THE TASK – Leave out any pictures and transcribe all other data below exactly.

DATASET SECTION –
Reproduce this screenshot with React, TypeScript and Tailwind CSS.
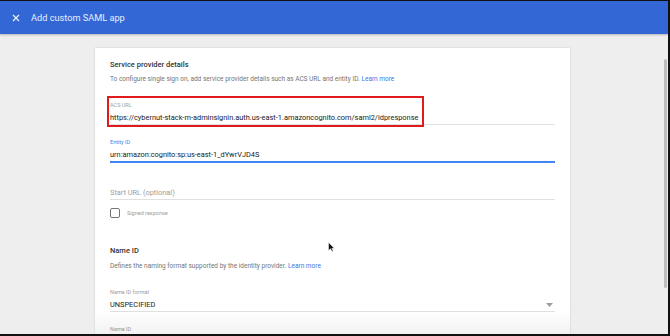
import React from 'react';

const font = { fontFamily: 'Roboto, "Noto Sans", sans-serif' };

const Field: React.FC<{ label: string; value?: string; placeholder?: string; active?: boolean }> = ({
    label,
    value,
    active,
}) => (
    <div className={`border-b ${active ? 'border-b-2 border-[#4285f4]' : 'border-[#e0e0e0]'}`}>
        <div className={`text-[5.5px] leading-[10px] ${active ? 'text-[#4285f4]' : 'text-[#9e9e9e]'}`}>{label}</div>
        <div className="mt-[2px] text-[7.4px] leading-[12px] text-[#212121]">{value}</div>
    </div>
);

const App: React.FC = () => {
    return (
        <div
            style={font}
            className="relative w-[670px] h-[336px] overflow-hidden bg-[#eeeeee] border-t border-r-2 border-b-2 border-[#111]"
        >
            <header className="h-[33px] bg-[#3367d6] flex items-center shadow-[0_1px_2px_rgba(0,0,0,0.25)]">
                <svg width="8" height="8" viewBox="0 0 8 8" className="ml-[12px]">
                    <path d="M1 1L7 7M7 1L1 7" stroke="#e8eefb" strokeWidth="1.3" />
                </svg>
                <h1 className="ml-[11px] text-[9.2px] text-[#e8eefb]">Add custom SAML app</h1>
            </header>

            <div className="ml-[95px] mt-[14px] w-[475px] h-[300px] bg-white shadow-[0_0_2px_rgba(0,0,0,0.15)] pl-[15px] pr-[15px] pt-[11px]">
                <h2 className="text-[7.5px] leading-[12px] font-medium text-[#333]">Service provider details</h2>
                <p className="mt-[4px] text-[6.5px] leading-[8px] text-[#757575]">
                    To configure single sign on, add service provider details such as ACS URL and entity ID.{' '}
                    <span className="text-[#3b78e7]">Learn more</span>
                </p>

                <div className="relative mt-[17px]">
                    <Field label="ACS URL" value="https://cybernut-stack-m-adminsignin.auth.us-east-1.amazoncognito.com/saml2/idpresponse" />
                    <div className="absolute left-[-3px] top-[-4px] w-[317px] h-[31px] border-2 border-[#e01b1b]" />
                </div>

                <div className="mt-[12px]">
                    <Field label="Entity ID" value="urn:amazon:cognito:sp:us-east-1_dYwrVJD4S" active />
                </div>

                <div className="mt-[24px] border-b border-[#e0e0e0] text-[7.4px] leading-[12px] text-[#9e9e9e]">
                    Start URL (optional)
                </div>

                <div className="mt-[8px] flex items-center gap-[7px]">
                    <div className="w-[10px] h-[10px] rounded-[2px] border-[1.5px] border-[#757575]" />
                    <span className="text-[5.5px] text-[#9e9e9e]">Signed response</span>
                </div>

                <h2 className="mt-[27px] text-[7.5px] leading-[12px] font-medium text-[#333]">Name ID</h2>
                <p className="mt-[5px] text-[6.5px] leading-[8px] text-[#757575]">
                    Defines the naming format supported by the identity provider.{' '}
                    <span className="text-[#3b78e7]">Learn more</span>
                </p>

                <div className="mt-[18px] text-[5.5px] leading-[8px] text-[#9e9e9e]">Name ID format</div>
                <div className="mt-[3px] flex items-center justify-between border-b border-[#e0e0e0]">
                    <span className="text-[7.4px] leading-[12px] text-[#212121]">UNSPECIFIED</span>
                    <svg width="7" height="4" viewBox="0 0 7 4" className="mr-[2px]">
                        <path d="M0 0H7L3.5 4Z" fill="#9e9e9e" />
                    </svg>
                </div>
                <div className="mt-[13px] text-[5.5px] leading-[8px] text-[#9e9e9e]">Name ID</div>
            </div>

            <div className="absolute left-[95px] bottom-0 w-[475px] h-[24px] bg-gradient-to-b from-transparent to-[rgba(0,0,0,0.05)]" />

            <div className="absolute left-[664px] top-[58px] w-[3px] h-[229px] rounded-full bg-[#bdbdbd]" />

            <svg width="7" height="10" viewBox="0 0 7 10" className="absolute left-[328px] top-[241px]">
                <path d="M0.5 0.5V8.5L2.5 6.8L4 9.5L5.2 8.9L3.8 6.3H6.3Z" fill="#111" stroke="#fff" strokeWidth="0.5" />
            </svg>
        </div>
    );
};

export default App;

COMPLETE RESPONSE –
Reproduce this screenshot with React, TypeScript and Tailwind CSS.
import React from 'react';

const font = { fontFamily: 'Roboto, "Noto Sans", sans-serif' };

const Field: React.FC<{ label: string; value?: string; placeholder?: string; active?: boolean }> = ({
    label,
    value,
    active,
}) => (
    <div className={`border-b ${active ? 'border-b-2 border-[#4285f4]' : 'border-[#e0e0e0]'}`}>
        <div className={`text-[5.5px] leading-[10px] ${active ? 'text-[#4285f4]' : 'text-[#9e9e9e]'}`}>{label}</div>
        <div className="mt-[2px] text-[7.4px] leading-[12px] text-[#212121]">{value}</div>
    </div>
);

const App: React.FC = () => {
    return (
        <div
            style={font}
            className="relative w-[670px] h-[336px] overflow-hidden bg-[#eeeeee] border-t border-r-2 border-b-2 border-[#111]"
        >
            <header className="h-[33px] bg-[#3367d6] flex items-center shadow-[0_1px_2px_rgba(0,0,0,0.25)]">
                <svg width="8" height="8" viewBox="0 0 8 8" className="ml-[12px]">
                    <path d="M1 1L7 7M7 1L1 7" stroke="#e8eefb" strokeWidth="1.3" />
                </svg>
                <h1 className="ml-[11px] text-[9.2px] text-[#e8eefb]">Add custom SAML app</h1>
            </header>

            <div className="ml-[95px] mt-[14px] w-[475px] h-[300px] bg-white shadow-[0_0_2px_rgba(0,0,0,0.15)] pl-[15px] pr-[15px] pt-[11px]">
                <h2 className="text-[7.5px] leading-[12px] font-medium text-[#333]">Service provider details</h2>
                <p className="mt-[4px] text-[6.5px] leading-[8px] text-[#757575]">
                    To configure single sign on, add service provider details such as ACS URL and entity ID.{' '}
                    <span className="text-[#3b78e7]">Learn more</span>
                </p>

                <div className="relative mt-[17px]">
                    <Field label="ACS URL" value="https://cybernut-stack-m-adminsignin.auth.us-east-1.amazoncognito.com/saml2/idpresponse" />
                    <div className="absolute left-[-3px] top-[-4px] w-[317px] h-[31px] border-2 border-[#e01b1b]" />
                </div>

                <div className="mt-[12px]">
                    <Field label="Entity ID" value="urn:amazon:cognito:sp:us-east-1_dYwrVJD4S" active />
                </div>

                <div className="mt-[24px] border-b border-[#e0e0e0] text-[7.4px] leading-[12px] text-[#9e9e9e]">
                    Start URL (optional)
                </div>

                <div className="mt-[8px] flex items-center gap-[7px]">
                    <div className="w-[10px] h-[10px] rounded-[2px] border-[1.5px] border-[#757575]" />
                    <span className="text-[5.5px] text-[#9e9e9e]">Signed response</span>
                </div>

                <h2 className="mt-[27px] text-[7.5px] leading-[12px] font-medium text-[#333]">Name ID</h2>
                <p className="mt-[5px] text-[6.5px] leading-[8px] text-[#757575]">
                    Defines the naming format supported by the identity provider.{' '}
                    <span className="text-[#3b78e7]">Learn more</span>
                </p>

                <div className="mt-[18px] text-[5.5px] leading-[8px] text-[#9e9e9e]">Name ID format</div>
                <div className="mt-[3px] flex items-center justify-between border-b border-[#e0e0e0]">
                    <span className="text-[7.4px] leading-[12px] text-[#212121]">UNSPECIFIED</span>
                    <svg width="7" height="4" viewBox="0 0 7 4" className="mr-[2px]">
                        <path d="M0 0H7L3.5 4Z" fill="#9e9e9e" />
                    </svg>
                </div>
                <div className="mt-[13px] text-[5.5px] leading-[8px] text-[#9e9e9e]">Name ID</div>
            </div>

            <div className="absolute left-[95px] bottom-0 w-[475px] h-[24px] bg-gradient-to-b from-transparent to-[rgba(0,0,0,0.05)]" />

            <div className="absolute left-[664px] top-[58px] w-[3px] h-[229px] rounded-full bg-[#bdbdbd]" />

            <svg width="7" height="10" viewBox="0 0 7 10" className="absolute left-[328px] top-[241px]">
                <path d="M0.5 0.5V8.5L2.5 6.8L4 9.5L5.2 8.9L3.8 6.3H6.3Z" fill="#111" stroke="#fff" strokeWidth="0.5" />
            </svg>
        </div>
    );
};

export default App;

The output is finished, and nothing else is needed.